Suppose the warehouse company sees occasional checkout regressions after a rollout. Static threshold alerts are useful for major incidents, but smaller early signals keep slipping through:

Payment latency is higher than normal for one provider, but not high enough to breach the global SLO yet. Retry volume rises only during one seasonal traffic window. One region’s request mix looks unlike its own history, but fleet averages stay normal.

These are exactly the kinds of problems anomaly detection can surface earlier than simple rules.

But the other half of the story matters too. If anomaly detection is poorly tuned, the team gets false positives, alerts during expected seasonal changes, “interesting” signals with no clear action, and models that drift until unusual behavior becomes normalized. So the question is not whether anomaly detection is smart. The question is whether it helps humans and systems notice the right deviations without creating another source of alert fatigue.

Learning Objectives

By the end of this session, you will be able to:

Explain what anomaly detection is good for - Distinguish unusual-pattern detection from deterministic SLO or threshold alerting.
Reason about how anomaly detection works operationally - Understand baselines, seasonality, scoring, and feedback loops at a high level.
Use anomaly alerts responsibly - Recognize when they should inform investigation versus when they should drive paging directly.

Core Concepts Explained

Concept 1: Anomaly Detection Tries to Model “Normal,” Not Just “Bad”

A static threshold says, “If this number goes above 200 ms, alert.” An anomaly detector says, “Given this time, context, and recent history, this behavior looks unusually different from expectation.”

That difference matters when “normal” itself moves.

For example, checkout traffic may legitimately spike every weekday morning in Europe, while payment retries normally rise slightly on weekend evenings in another region. A static threshold either fires too often or misses the early drift. An anomaly model can try to learn those patterns and flag deviations relative to them.

At a high level, the system usually needs to account for:

trend
seasonality
recent history
noise level
context such as route, region, provider, or tenant segment

This is why anomaly detection is not merely a different threshold. It is a shift from absolute rules to baseline-aware deviation detection.

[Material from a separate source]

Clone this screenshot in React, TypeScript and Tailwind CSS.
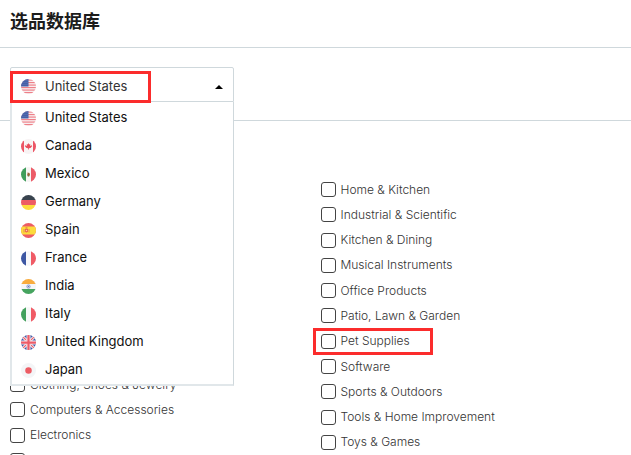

Concept 2: Operational Anomaly Detection Is a Pipeline, Not a Single Model

In production, anomaly detection is less about one algorithm name and more about a working pipeline:

metric stream
    |
    v
baseline / expected pattern
    |
    v
deviation score
    |
    v
alert policy
    |
    +--> investigate
    +--> correlate with rollout / region / provider
    +--> escalate if user-facing risk is confirmed

The important operational pieces are often:

which signals are fed into the model
how baseline windows are chosen
whether seasonality is represented
how sensitive the scoring threshold is
how the output is combined with other evidence

For the warehouse company, a useful anomaly detector might look at checkout latency for each payment provider by region and compare current behavior against the recent seasonal baseline. It may flag one provider-region pair as unusual long before global SLO burn becomes obvious.

But that pipeline only works if the system treats anomaly alerts as evidence with context, not as disembodied truth.

Concept 3: The Biggest Trade-off Is Sensitivity versus Trust

Anomaly detection is powerful precisely because it can notice subtle deviations. That is also why it can become noisy and distrusted.

The main trade-offs are:

sensitive model -> catches more weak signals, but risks false positives
conservative model -> pages less, but misses weak anomalies
more context dimensions -> better localization, but more model and observability complexity
more automation -> faster reaction, but more risk if the model is wrong

This is why the healthiest operational pattern is usually:

deterministic alerts for known user-facing failure conditions
anomaly alerts for investigation, triage, and early warning
careful promotion of only the most trusted anomaly classes into paging or automated response

For example, a clear checkout SLO burn alert should still wake the on-call team. A “latency anomaly detected in one provider-region pair” may be better as a high-priority investigate signal unless the organization has strong evidence that this anomaly class reliably predicts user harm.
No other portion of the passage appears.